WHAT NEEDS TO BE DONE ▸
Go through the data below. Pull out every line that has the word "this".

╔══

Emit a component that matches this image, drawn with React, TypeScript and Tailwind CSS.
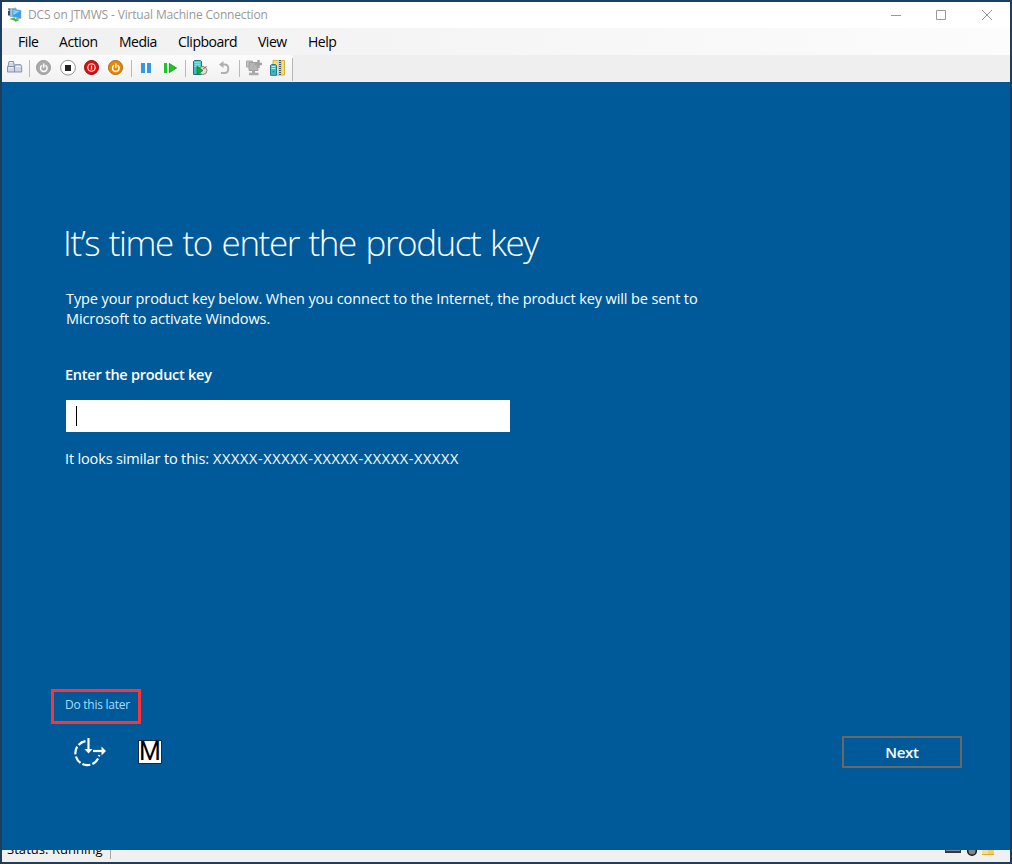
import type { ReactNode } from "react";

function Icon({ children }: { children: ReactNode }) {
  return (
    <svg width="16" height="16" viewBox="0 0 16 16" className="block shrink-0 overflow-visible">
      {children}
    </svg>
  );
}

function Separator() {
  return <div className="h-[17px] w-px shrink-0 bg-[#b9b9b9]" />;
}

function PowerGlyph() {
  return (
    <g fill="none" stroke="#fff" strokeWidth="1.4" strokeLinecap="round">
      <path d="M5.7 5.6a3.3 3.3 0 1 0 4.2 0" />
      <path d="M7.8 3.9v3.6" />
    </g>
  );
}

function VmIcon() {
  return (
    <svg width="16" height="16" viewBox="0 0 16 16" className="-mt-px block shrink-0">
      <path d="M1 1.500h2.500v7H1z" fill="#3c4650" />
      <path d="M1 2.500h1.500v1.500H1z" fill="#c8d2da" />
      <path d="M3 2l6-1v8l-6 .5z" fill="#8fd0f4" stroke="#5c7f98" strokeWidth=".5" />
      <path d="M5.500 2l8.500 1.500v8l-8.500-2z" fill="#35a0e4" stroke="#8a9aa5" strokeWidth=".5" />
      <path d="M6.300 3l6.500 1.200-6.500 4z" fill="#7fd2fb" />
      <path d="M2.500 12l5-1.800.3 1.300 4.800 1.500-4.200 1.700-1.200-1.200z" fill="#3fb554" />
      <path d="M9 10.700l3.600.8-.3 1-3-.8z" fill="#8b9299" />
    </svg>
  );
}

function KeysIcon() {
  return (
    <Icon>
      <g fill="#cdd6e6" stroke="#8590aa" strokeWidth="1">
        <path d="M1 6.500l1-5h4.500l1 5z" />
        <path d="M.5 6.500h7v5.500h-7z" />
        <path d="M7.500 6.500l.7-1.800h5.600l.9 1.800V12H7.500z" />
      </g>
      <path d="M2.500 2.700h3M1.500 7.800h4.500M9 6.500h4.500" stroke="#f0f4fb" />
    </Icon>
  );
}

function ServerPlayIcon() {
  return (
    <Icon>
      <path d="M1.500 1.500l1-1h6l1 1v13h-8z" fill="#43b9c2" stroke="#197983" />
      <path d="M2.500 2.200h6M2.500 4.200h6M2.500 6.200h6" stroke="#9bf0f3" />
      <circle cx="11" cy="10.500" r="4" fill="#dededc" stroke="#77716c" strokeWidth=".8" />
      <path d="M11 9l3.500-2.500" stroke="#c55546" />
      <path d="M5 6l6 4.500L5 15z" fill="#13a83b" stroke="#087424" strokeWidth=".6" />
    </Icon>
  );
}

function MonitorIcon() {
  return (
    <Icon>
      <path d="M.5 1h6v6h-6z" fill="#c2c2c2" stroke="#a8a8a8" />
      <path d="M3 2.500h9v8H3z" fill="#b4b4b4" stroke="#a0a0a0" />
      <path d="M12.500 0v8M8.500 4h7.500" stroke="#a2a2a2" strokeWidth="2.500" />
      <path d="M7.500 10.500v3" stroke="#a8a8a8" strokeWidth="3" />
      <path d="M3 14h9.500" stroke="#aaa" strokeWidth="2.500" />
    </Icon>
  );
}

function ServerZipIcon() {
  return (
    <Icon>
      <path d="M3 .5h11.500V15H3z" fill="#f2dc80" stroke="#d4b23e" />
      <path d="M8 0h4v15.500H8z" fill="#c9cacb" />
      <path d="M10 0v16" stroke="#555" strokeWidth="2" strokeDasharray="1 1" />
      <path d="M.5 5.500l1-1h4l1 1v9.800h-6z" fill="#43b9c2" stroke="#217f8b" />
      <path d="M1.500 6.500h4M1.500 8.500h4" stroke="#a4f1f4" />
      <path d="M2.500 11.800h2" stroke="#167381" />
    </Icon>
  );
}

function TitleBar() {
  return (
    <header className="flex h-[26px] shrink-0 items-center bg-white pl-[5px] text-[#999]">
      <VmIcon />
      <span className="-mt-px ml-[5px] text-[12px] leading-6 tracking-[-0.16px] whitespace-nowrap">
        DCS on JTMWS - Virtual Machine Connection
      </span>
      <svg width="104" height="12" viewBox="0 0 104 12" className="mr-[16px] -mt-[3px] ml-auto block" fill="none" stroke="#999">
        <path d="M1 7.500h10" />
        <path d="M46.500 2.500h9v9h-9z" />
        <path d="M92 2l10 10M102 2L92 12" />
      </svg>
    </header>
  );
}

function MenuBar() {
  return (
    <nav className="flex h-[27px] shrink-0 items-center bg-gradient-to-r from-[#f0f0f0] to-[#fcfcfc] pl-4 text-[14px] leading-5 whitespace-nowrap text-black">
      <span className="w-[41px] tracking-[-0.4px]">File</span>
      <span className="w-[60px] tracking-[-0.4px]">Action</span>
      <span className="w-[59px] tracking-[-0.5px]">Media</span>
      <span className="w-[80px] tracking-[-0.5px]">Clipboard</span>
      <span className="w-[50px] tracking-[-0.5px]">View</span>
      <span className="tracking-[-0.5px]">Help</span>
    </nav>
  );
}

function ToolBar() {
  return (
    <div className="flex h-[27px] shrink-0 bg-[#efefef]">
      <div className="flex h-[27px] w-[291px] items-center rounded-tr-[3px] bg-gradient-to-b from-[#fcfcfc] to-[#f1f1f1] pb-px pl-[5px]">
        <KeysIcon />
        <div className="mr-[6px] ml-[6px]"><Separator /></div>
        <div className="flex gap-2">
          <Icon>
            <circle cx="7.500" cy="7.500" r="7" fill="#aaa" stroke="#999" />
            <PowerGlyph />
          </Icon>
          <Icon>
            <circle cx="8" cy="7.700" r="7.400" fill="#fff" stroke="#929292" />
            <path d="M5 5h6v6H5z" fill="#222" />
          </Icon>
          <Icon>
            <circle cx="7.500" cy="7.500" r="7" fill="#d91010" stroke="#8f0d12" />
            <circle cx="7.500" cy="7.500" r="3.700" fill="none" stroke="#fff" strokeWidth="1.100" />
            <path d="M7.500 5.500v4" stroke="#fff" strokeWidth="1.300" />
          </Icon>
          <Icon>
            <circle cx="7.500" cy="7.500" r="7" fill="#e98800" stroke="#a56a18" />
            <PowerGlyph />
          </Icon>
        </div>
        <div className="mr-[6px] ml-[7px]"><Separator /></div>
        <div className="flex gap-2">
          <Icon>
            <path d="M3 3h4v10H3zM9 3h4v10H9z" fill="#3995e8" />
          </Icon>
          <Icon>
            <path d="M2 3h3v10H2zM7 3l8 5-8 5z" fill="#1fc427" />
            <path d="M7.400 3.600l7 4.400-7 4.400z" fill="none" stroke="#16a51f" strokeWidth=".8" />
          </Icon>
        </div>
        <div className="mr-[6px] ml-[7px]"><Separator /></div>
        <div className="flex gap-2">
          <ServerPlayIcon />
          <Icon>
            <path d="M6 4.500h2.500c5 0 5 8.500 0 8.500H5" fill="none" stroke="#b0b0b0" strokeWidth="2" />
            <path d="M3 4.500l4.500-3.500v7z" fill="#b0b0b0" />
          </Icon>
        </div>
        <div className="mr-[6px] ml-[7px]"><Separator /></div>
        <div className="flex gap-2">
          <MonitorIcon />
          <ServerZipIcon />
        </div>
        <div className="mt-[3px] ml-[6px] h-[23px] w-px shrink-0 bg-[#b5b5b5]" />
      </div>
    </div>
  );
}

function EaseOfAccessIcon() {
  return (
    <svg width="34" height="30" viewBox="0 0 34 30" className="block" fill="none" stroke="#fff" strokeWidth="2.2">
      <path d="M12.500 3.200A12 12 0 1 0 26.200 17" strokeDasharray="8 2.200" />
      <path d="M15.500 0v12" />
      <path d="M11.500 11h8l-4 4.500z" fill="#fff" stroke="none" />
      <path d="M20 13h10" />
      <path d="M28.500 8.500l4.500 4.500-4.500 4.500z" fill="#fff" stroke="none" />
    </svg>
  );
}

function SetupScreen() {
  return (
    <main className="flex h-[768px] shrink-0 flex-col bg-[#005a9a] pl-[62px] text-white">
      <h1 className="mt-[136px] -ml-px h-[50px] text-[35px] leading-[50px] font-light tracking-[-1.430px] whitespace-nowrap [word-spacing:2px]">
        It’s time to enter the product key
      </h1>
      <p className="mt-[21px] ml-[2px] text-[14.500px] leading-5 tracking-[-0.1px] whitespace-nowrap">
        <span>Type your product key below. When you connect to the Internet, the product key will be sent to</span>
        <br />
        <span>Microsoft to activate Windows.</span>
      </p>
      <label className="mt-[36px] ml-px text-[14.500px] leading-5 font-semibold tracking-[-0.250px] whitespace-nowrap">
        Enter the product key
      </label>
      <div className="mt-[15px] ml-[2px] flex h-8 w-[444px] items-center bg-white pl-[10px]">
        <div className="h-5 w-px bg-black" />
      </div>
      <p className="mt-[17px] ml-px flex text-[14.500px] leading-5 whitespace-nowrap">
        <span className="w-[148px] tracking-[-0.150px]">It looks similar to this: </span>
        <span className="tracking-[0.620px]">XXXXX-XXXXX-XXXXX-XXXXX-XXXXX</span>
      </p>
      <div className="mt-[220px] -ml-[13px] flex h-[35px] w-[90px] items-center border-[3px] border-[#ff3237] pb-[3px] pl-[11px] text-[12px] whitespace-nowrap text-[#a6dcff]">
        <span className="tracking-[-0.250px]">Do this later</span>
      </div>
      <div className="mt-[12px] flex h-8">
        <div className="mt-[2px] ml-[9px]"><EaseOfAccessIcon /></div>
        <div className="mt-[4px] ml-[31px] flex h-6 w-6 items-center justify-center border border-[#0c2c47] bg-white text-[25px] leading-[24px] text-black [font-family:Roboto,sans-serif]">
          M
        </div>
        <button className="mr-[48px] ml-auto flex h-8 w-[120px] items-center justify-center border-2 border-[#6b6868] text-[15px] leading-5 font-semibold tracking-[-0.300px]">
          <span>Next</span>
        </button>
      </div>
    </main>
  );
}

function StatusBar() {
  return (
    <footer className="flex h-[12px] shrink-0 items-start overflow-hidden bg-[#f0f0f0] pl-[5px] text-black">
      <span className="-mt-[11px] w-[103px] text-[13px] leading-5 tracking-[0.05px] whitespace-nowrap">Status: Running</span>
      <div className="h-[9px] w-px bg-[#a5a5a5]" />
      <svg width="50" height="7" viewBox="0 0 50 7" className="mr-[15px] ml-auto block">
        <path d="M0 0h16v3H0z" fill="#303943" />
        <path d="M1 .5h14" stroke="#7d8992" />
        <circle cx="27" cy="1" r="4.300" fill="#858585" stroke="#14191e" strokeWidth="1.500" />
        <path d="M37 0h12v5H37z" fill="#f8ce61" />
        <path d="M37 0h6v4h-6z" fill="#f3dda0" />
        <path d="M37 4.500h12" stroke="#dea633" />
      </svg>
    </footer>
  );
}

export default function App() {
  return (
    <div className="flex h-[864px] w-[1012px] flex-col overflow-hidden border-2 border-[#1c3f5f] [font-family:'Open_Sans','Noto_Sans',sans-serif]">
      <TitleBar />
      <MenuBar />
      <ToolBar />
      <SetupScreen />
      <StatusBar />
    </div>
  );
}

╚══

RESULT OF THE TASK ▸
Emit a component that matches this image, drawn with React, TypeScript and Tailwind CSS.
        <span className="w-[148px] tracking-[-0.150px]">It looks similar to this: </span>
        <span className="tracking-[-0.250px]">Do this later</span>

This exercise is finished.